Historians and anti-racism campaigners are to urge the countries that oversaw and profited from the Atlantic slave trade to recognise it as a crime against humanity, opening the way for reparations.
Next week, activists are to send a letter to the leaders of Britain, Denmark, the Netherlands, Portugal and Spain asking them to recognise the trade as an historic injustice a century and a half after it ended.
They have already convinced France to do so.
The European Memorial Foundation for the Slave Trade will launch the appeal at the French Senate on May 10, backed by the French historian Louis Sala-Molins and John Franklin from the National Museum of African American History and Culture in Washington.
“There are several reasons for this, including its symbolic value, to restore the memory of this crime against humanity,” Karfa Diallo, chairman of the foundation, told AFP.
“There’s also a question, shall we say, of justice,” he said.
The continuing problem of racism in a Europe that now has an ethnically diverse population that could be precisely traced back to the 16th and 17th century texts justifying and codifying slavery, he argued.
“Racism and discrimination persists in Europe.

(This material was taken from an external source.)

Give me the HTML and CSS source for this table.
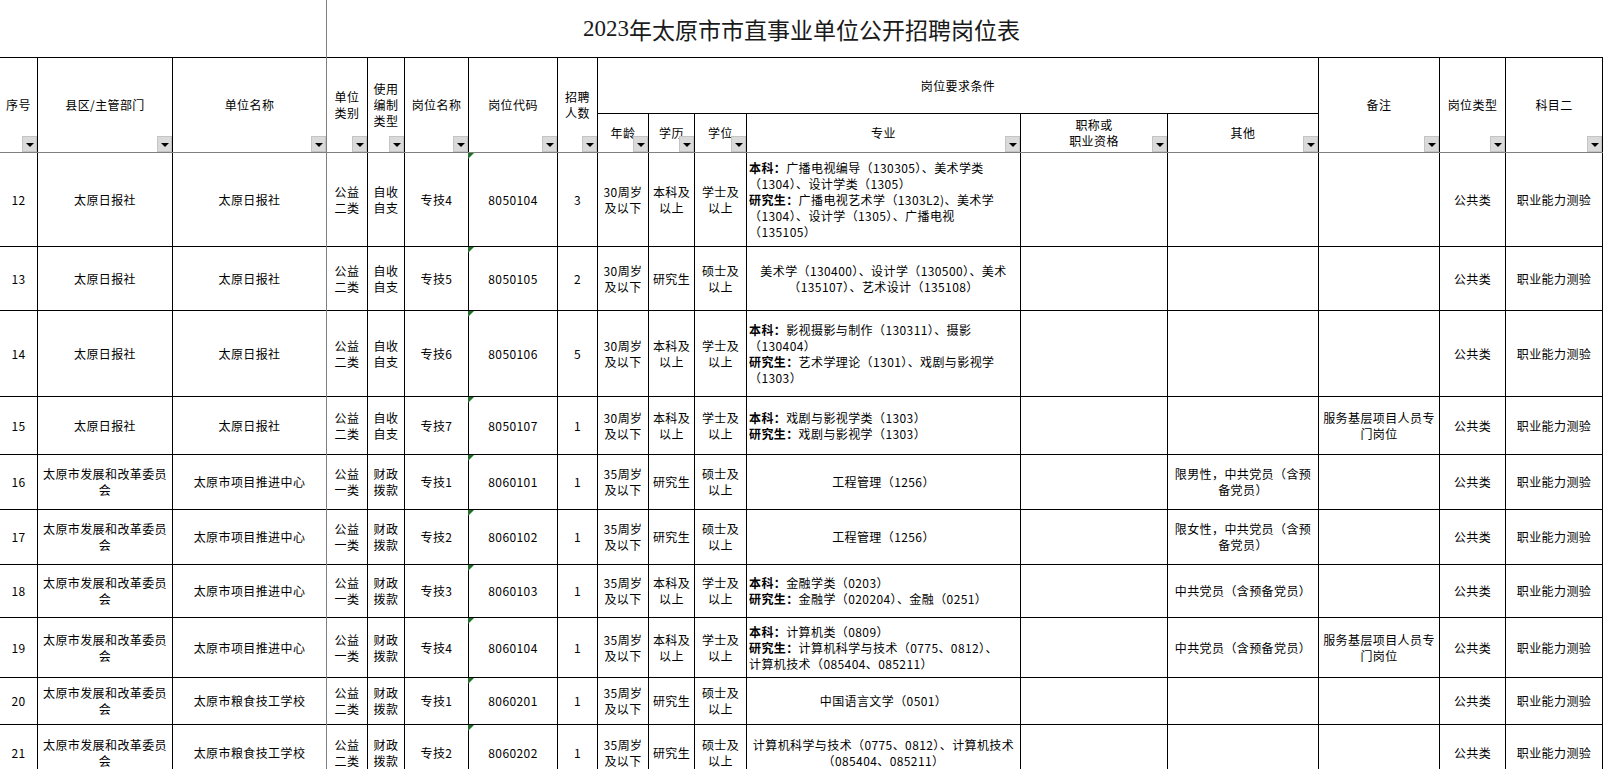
FILE: index.html
```html
<!DOCTYPE html>
<html lang="zh-CN">
<head>
<meta charset="utf-8">
<title>2023年太原市市直事业单位公开招聘岗位表</title>
<link rel="stylesheet" href="styles.css">
</head>
<body>
<div class="sheet">
  <div class="title"><span class="num">2023</span>年太原市市直事业单位公开招聘岗位表</div>
  <table class="grid">
    <colgroup>
      <col class="c1"><col class="c2"><col class="c3"><col class="c4"><col class="c5"><col class="c6"><col class="c7"><col class="c8"><col class="c9"><col class="c10"><col class="c11"><col class="c12"><col class="c13"><col class="c14"><col class="c15"><col class="c16"><col class="c17">
    </colgroup>
    <thead>
      <tr class="h1">
        <th rowspan="2">序号<span class="dd"></span></th>
        <th rowspan="2">县区/主管部门<span class="dd"></span></th>
        <th rowspan="2">单位名称<span class="dd"></span></th>
        <th rowspan="2">单位<br>类别<span class="dd"></span></th>
        <th rowspan="2">使用<br>编制<br>类型<span class="dd"></span></th>
        <th rowspan="2">岗位名称<span class="dd"></span></th>
        <th rowspan="2">岗位代码<span class="dd"></span></th>
        <th rowspan="2">招聘<br>人数<span class="dd"></span></th>
        <th colspan="6">岗位要求条件</th>
        <th rowspan="2">备注<span class="dd"></span></th>
        <th rowspan="2">岗位类型<span class="dd"></span></th>
        <th rowspan="2">科目二<span class="dd"></span></th>
      </tr>
      <tr class="h2">
        <th>年龄<span class="dd"></span></th>
        <th>学历<span class="dd"></span></th>
        <th>学位<span class="dd"></span></th>
        <th>专业<span class="dd"></span></th>
        <th>职称或<br>职业资格<span class="dd"></span></th>
        <th>其他<span class="dd"></span></th>
      </tr>
    </thead>
    <tbody>
      <tr class="r12">
        <td>12</td><td>太原日报社</td><td>太原日报社</td><td>公益<br>二类</td><td>自收<br>自支</td><td>专技4</td><td class="code">8050104</td><td>3</td><td>30周岁<br>及以下</td><td>本科及<br>以上</td><td>学士及<br>以上</td>
        <td class="left"><b>本科：</b>广播电视编导（130305）、美术学类<br>（1304）、设计学类（1305）<br><b>研究生：</b>广播电视艺术学（1303L2)、美术学<br>（1304）、设计学（1305）、广播电视<br>（135105）</td>
        <td></td><td></td><td></td><td>公共类</td><td>职业能力测验</td>
      </tr>
      <tr class="r13">
        <td>13</td><td>太原日报社</td><td>太原日报社</td><td>公益<br>二类</td><td>自收<br>自支</td><td>专技5</td><td class="code">8050105</td><td>2</td><td>30周岁<br>及以下</td><td>研究生</td><td>硕士及<br>以上</td>
        <td>美术学（130400）、设计学（130500）、美术<br>（135107）、艺术设计（135108）</td>
        <td></td><td></td><td></td><td>公共类</td><td>职业能力测验</td>
      </tr>
      <tr class="r14">
        <td>14</td><td>太原日报社</td><td>太原日报社</td><td>公益<br>二类</td><td>自收<br>自支</td><td>专技6</td><td class="code">8050106</td><td>5</td><td>30周岁<br>及以下</td><td>本科及<br>以上</td><td>学士及<br>以上</td>
        <td class="left"><b>本科：</b>影视摄影与制作（130311）、摄影<br>（130404）<br><b>研究生：</b>艺术学理论（1301）、戏剧与影视学<br>（1303）</td>
        <td></td><td></td><td></td><td>公共类</td><td>职业能力测验</td>
      </tr>
      <tr class="r15">
        <td>15</td><td>太原日报社</td><td>太原日报社</td><td>公益<br>二类</td><td>自收<br>自支</td><td>专技7</td><td class="code">8050107</td><td>1</td><td>30周岁<br>及以下</td><td>本科及<br>以上</td><td>学士及<br>以上</td>
        <td class="left"><b>本科：</b>戏剧与影视学类（1303）<br><b>研究生：</b>戏剧与影视学（1303）</td>
        <td></td><td></td><td>服务基层项目人员专<br>门岗位</td><td>公共类</td><td>职业能力测验</td>
      </tr>
      <tr class="r16">
        <td>16</td><td>太原市发展和改革委员<br>会</td><td>太原市项目推进中心</td><td>公益<br>一类</td><td>财政<br>拨款</td><td>专技1</td><td class="code">8060101</td><td>1</td><td>35周岁<br>及以下</td><td>研究生</td><td>硕士及<br>以上</td>
        <td>工程管理（1256）</td>
        <td></td><td>限男性，中共党员（含预<br>备党员）</td><td></td><td>公共类</td><td>职业能力测验</td>
      </tr>
      <tr class="r17">
        <td>17</td><td>太原市发展和改革委员<br>会</td><td>太原市项目推进中心</td><td>公益<br>一类</td><td>财政<br>拨款</td><td>专技2</td><td class="code">8060102</td><td>1</td><td>35周岁<br>及以下</td><td>研究生</td><td>硕士及<br>以上</td>
        <td>工程管理（1256）</td>
        <td></td><td>限女性，中共党员（含预<br>备党员）</td><td></td><td>公共类</td><td>职业能力测验</td>
      </tr>
      <tr class="r18">
        <td>18</td><td>太原市发展和改革委员<br>会</td><td>太原市项目推进中心</td><td>公益<br>一类</td><td>财政<br>拨款</td><td>专技3</td><td class="code">8060103</td><td>1</td><td>35周岁<br>及以下</td><td>本科及<br>以上</td><td>学士及<br>以上</td>
        <td class="left"><b>本科：</b>金融学类（0203）<br><b>研究生：</b>金融学（020204）、金融（0251）</td>
        <td></td><td>中共党员（含预备党员）</td><td></td><td>公共类</td><td>职业能力测验</td>
      </tr>
      <tr class="r19">
        <td>19</td><td>太原市发展和改革委员<br>会</td><td>太原市项目推进中心</td><td>公益<br>一类</td><td>财政<br>拨款</td><td>专技4</td><td class="code">8060104</td><td>1</td><td>35周岁<br>及以下</td><td>本科及<br>以上</td><td>学士及<br>以上</td>
        <td class="left"><b>本科：</b>计算机类（0809）<br><b>研究生：</b>计算机科学与技术（0775、0812）、<br>计算机技术（085404、085211）</td>
        <td></td><td>中共党员（含预备党员）</td><td>服务基层项目人员专<br>门岗位</td><td>公共类</td><td>职业能力测验</td>
      </tr>
      <tr class="r20">
        <td>20</td><td>太原市发展和改革委员<br>会</td><td>太原市粮食技工学校</td><td>公益<br>二类</td><td>财政<br>拨款</td><td>专技1</td><td class="code">8060201</td><td>1</td><td>35周岁<br>及以下</td><td>研究生</td><td>硕士及<br>以上</td>
        <td>中国语言文学（0501）</td>
        <td></td><td></td><td></td><td>公共类</td><td>职业能力测验</td>
      </tr>
      <tr class="r21">
        <td>21</td><td>太原市发展和改革委员<br>会</td><td>太原市粮食技工学校</td><td>公益<br>二类</td><td>财政<br>拨款</td><td>专技2</td><td class="code">8060202</td><td>1</td><td>35周岁<br>及以下</td><td>研究生</td><td>硕士及<br>以上</td>
        <td>计算机科学与技术（0775、0812）、计算机技术<br>（085404、085211）</td>
        <td></td><td></td><td></td><td>公共类</td><td>职业能力测验</td>
      </tr>
    </tbody>
  </table>
  <div class="freeze-v"></div>
  <div class="freeze-h"></div>
</div>
</body>
</html>
```

FILE: styles.css
```css
html, body {
  margin: 0;
  padding: 0;
  background: #fff;
  overflow: hidden;
}
body {
  width: 1619px;
  height: 769px;
  font-family: "Noto Sans CJK SC", "Noto Sans", sans-serif;
  color: #000;
}
.sheet {
  position: relative;
  width: 1619px;
}
.title {
  width: 1603px;
  height: 57px;
  display: flex;
  align-items: center;
  justify-content: center;
  font-size: 23px;
  font-family: "Noto Sans CJK SC", sans-serif;
  color: #1a1a1a;
}
.title .num {
  font-family: "Liberation Serif", serif;
}
.grid {
  width: 1603px;
  table-layout: fixed;
  border-collapse: separate;
  border-spacing: 0;
  font-size: 12px;
  letter-spacing: 0.4px;
  line-height: 16px;
}
.c1 { width: 38px; }
.c2 { width: 135px; }
.c3 { width: 154px; }
.c4 { width: 41px; }
.c5 { width: 37px; }
.c6 { width: 64px; }
.c7 { width: 89px; }
.c8 { width: 40px; }
.c9 { width: 51px; }
.c10 { width: 46px; }
.c11 { width: 52px; }
.c12 { width: 274px; }
.c13 { width: 147px; }
.c14 { width: 151px; }
.c15 { width: 121px; }
.c16 { width: 66px; }
.c17 { width: 97px; }

.grid th,
.grid td {
  border-right: 1px solid #000;
  border-bottom: 1px solid #000;
  padding: 0 2px;
  text-align: center;
  vertical-align: middle;
  white-space: nowrap;
  font-weight: normal;
  position: relative;
  overflow: visible;
}
.grid .h1 th {
  border-top: 1px solid #000;
}
.grid td.left {
  text-align: left;
}
.grid b {
  font-weight: 700;
}
.h1 { height: 57px; }
.h2 { height: 39px; }
.r12 { height: 94px; }
.r13 { height: 64px; }
.r14 { height: 86px; }
.r15 { height: 58px; }
.r16 { height: 55px; }
.r17 { height: 55px; }
.r18 { height: 53px; }
.r19 { height: 60px; }
.r20 { height: 47px; }
.r21 { height: 56px; }

.dd {
  position: absolute;
  right: 0;
  bottom: 0;
  width: 15px;
  height: 16px;
  box-sizing: border-box;
  background: #dadada;
  border: 1px solid #c4c4c4;
}
.dd::after {
  content: "";
  position: absolute;
  left: 3px;
  top: 6px;
  width: 0;
  height: 0;
  border-left: 4px solid transparent;
  border-right: 4px solid transparent;
  border-top: 4px solid #000;
}
.code::before {
  content: "";
  position: absolute;
  left: -1px;
  top: 0;
  width: 0;
  height: 0;
  border-top: 6px solid #1f6f2a;
  border-right: 6px solid transparent;
}
.freeze-v {
  position: absolute;
  left: 326px;
  top: 0;
  width: 1px;
  height: 800px;
  background: #7f7f7f;
}
.freeze-h {
  position: absolute;
  left: 0;
  top: 152px;
  width: 1603px;
  height: 1px;
  background: #7f7f7f;
}
```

Young people of Caribbean and African ancestry are victims of it. And we know, historians have shown this, that racism was born in this story.”

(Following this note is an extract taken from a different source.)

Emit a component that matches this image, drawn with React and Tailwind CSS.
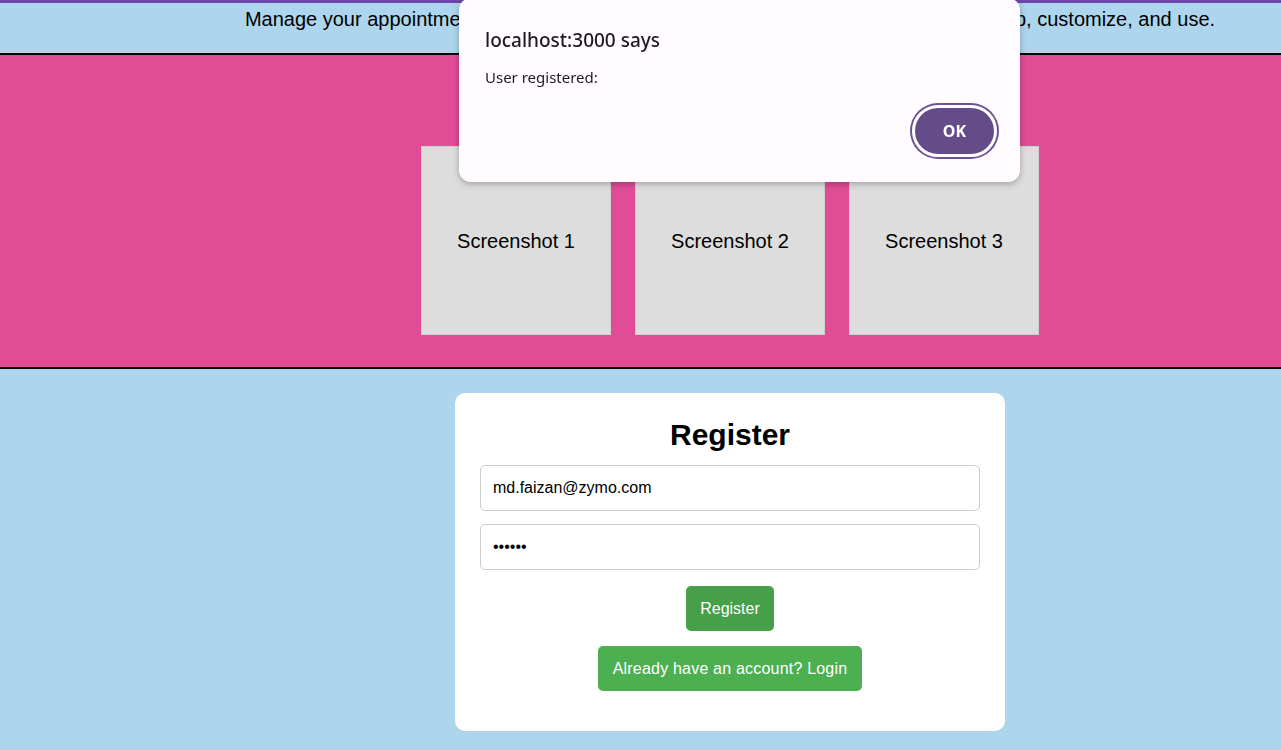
import { useState } from 'react'

const shots = ['Screenshot 1', 'Screenshot 2', 'Screenshot 3']

function AlertDialog() {
  return (
    <div className="fixed left-[459px] top-[-2px] w-[561px] rounded-[12px] bg-[#fffbfe] shadow-[0_2px_6px_rgba(0,0,0,0.28)] pl-[26px] pr-[23px] pt-[30px] pb-[25px] font-['Noto_Sans',sans-serif] text-[#1d1b20]">
      <h3 className="text-[19px] leading-[24px] font-medium">localhost:3000 says</h3>
      <p className="mt-[15px] text-[15px] leading-[20px]">User registered:</p>
      <div className="flex justify-end mt-[18px]">
        <button className="w-[85px] h-[52px] rounded-full bg-[#654b88] border-[3px] border-white ring-2 ring-[#6d5295] text-white text-[16px] font-bold">
          OK
        </button>
      </div>
    </div>
  )
}

export default function App() {
  const [email, setEmail] = useState('md.faizan@zymo.com')
  const [password, setPassword] = useState('secret')

  return (
    <div className="w-full min-h-screen overflow-hidden bg-[#add5ed] font-['Liberation_Sans',Arial,sans-serif] text-black">
      <div className="w-[1460px]">
        <div className="h-[3px] bg-[#6c47a7]" />
        <section className="h-[50px] pt-[5px] text-center">
          <p className="text-[20px] leading-[23px]">
            Manage your appointments effortlessly with our intuitive and modern app. Easy to set up, customize, and use.
          </p>
        </section>

        <section className="bg-[#e04c96] border-y-2 border-black pt-[24px] pb-[32px] flex flex-col items-center">
          <h2 className="text-[28px] leading-[34px] font-bold mb-[33px]">App Screenshots</h2>
          <div className="flex gap-[24px]">
            {shots.map(s => (
              <div key={s} className="w-[190px] h-[189px] bg-[#dddddd] border border-[#cfcfcf] flex items-center justify-center text-[20px]">
                {s}
              </div>
            ))}
          </div>
        </section>

        <section className="flex justify-center pt-[24px] pb-[20px]">
          <div className="w-[550px] bg-white rounded-[10px] px-[25px] pt-[25px] pb-[40px] flex flex-col items-center">
            <h2 className="text-[30px] leading-[34px] font-bold">Register</h2>
            <input
              value={email}
              onChange={e => setEmail(e.target.value)}
              className="mt-[13px] w-[500px] h-[46px] border border-[#cccccc] rounded-[5px] px-[12px] text-[16px] outline-none"
            />
            <input
              type="password"
              value={password}
              onChange={e => setPassword(e.target.value)}
              className="mt-[13px] w-[500px] h-[46px] border border-[#cccccc] rounded-[5px] px-[12px] text-[16px] outline-none"
            />
            <button className="mt-[16px] h-[45px] px-[14px] rounded-[5px] bg-[#45a049] text-white text-[16px]">
              Register
            </button>
            <button className="mt-[15px] h-[45px] px-[15px] rounded-[5px] bg-[#4caf50] text-white text-[16px] tracking-[0.2px]">
              Already have an account? Login
            </button>
          </div>
        </section>
      </div>
      <AlertDialog />
    </div>
  )
}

It has found allies in other cities of Western Europe that grew wealthy on the profits of the trade, from Bristol in England to Porto in Portugal.
And now it wants other European states to follow France in recognising that the slave trade was not just a historical tragedy, but a criminal act that has enduring social consequences in Africa, the Caribbean and Europe’s melting pot cities.
France passed a law in 2001 recognising slavery as a crime against humanity and the then president Jacques Chirac declared May 10 as a national day of remembrance for the victims of slavery.
“If we accept that it was a crime, then there should be reparations. All crimes deserve compensation for victims and punishment for perpetrators,” argued Diallo.
“We’d like to see the creation of an international memorial fund, that would support a School of Memory. A fund managed by the United Nations,” he said.
The school would teach the history of the slave trade to descendants of victims and slavers alike, he added.
While European nations now accept that slavery was an injustice, governments have fought shy of offering compensation. Some Europeans argue it is impossible to put a price on the suffering of slaves long dead and of regions of Africa that weren’t then even states.
“Europe owes a part of its capital to those that suffered,” he said. “So far, only the slavers have been compensated. In all the colonies, when slavery was abolished, states decided to compensate.
“For as long as there are no reparations to the descendants of the victims, we remain in a situation of extraordinary injustice, which is that we paid off the slavers. That’s hard to accept in the 21st century.”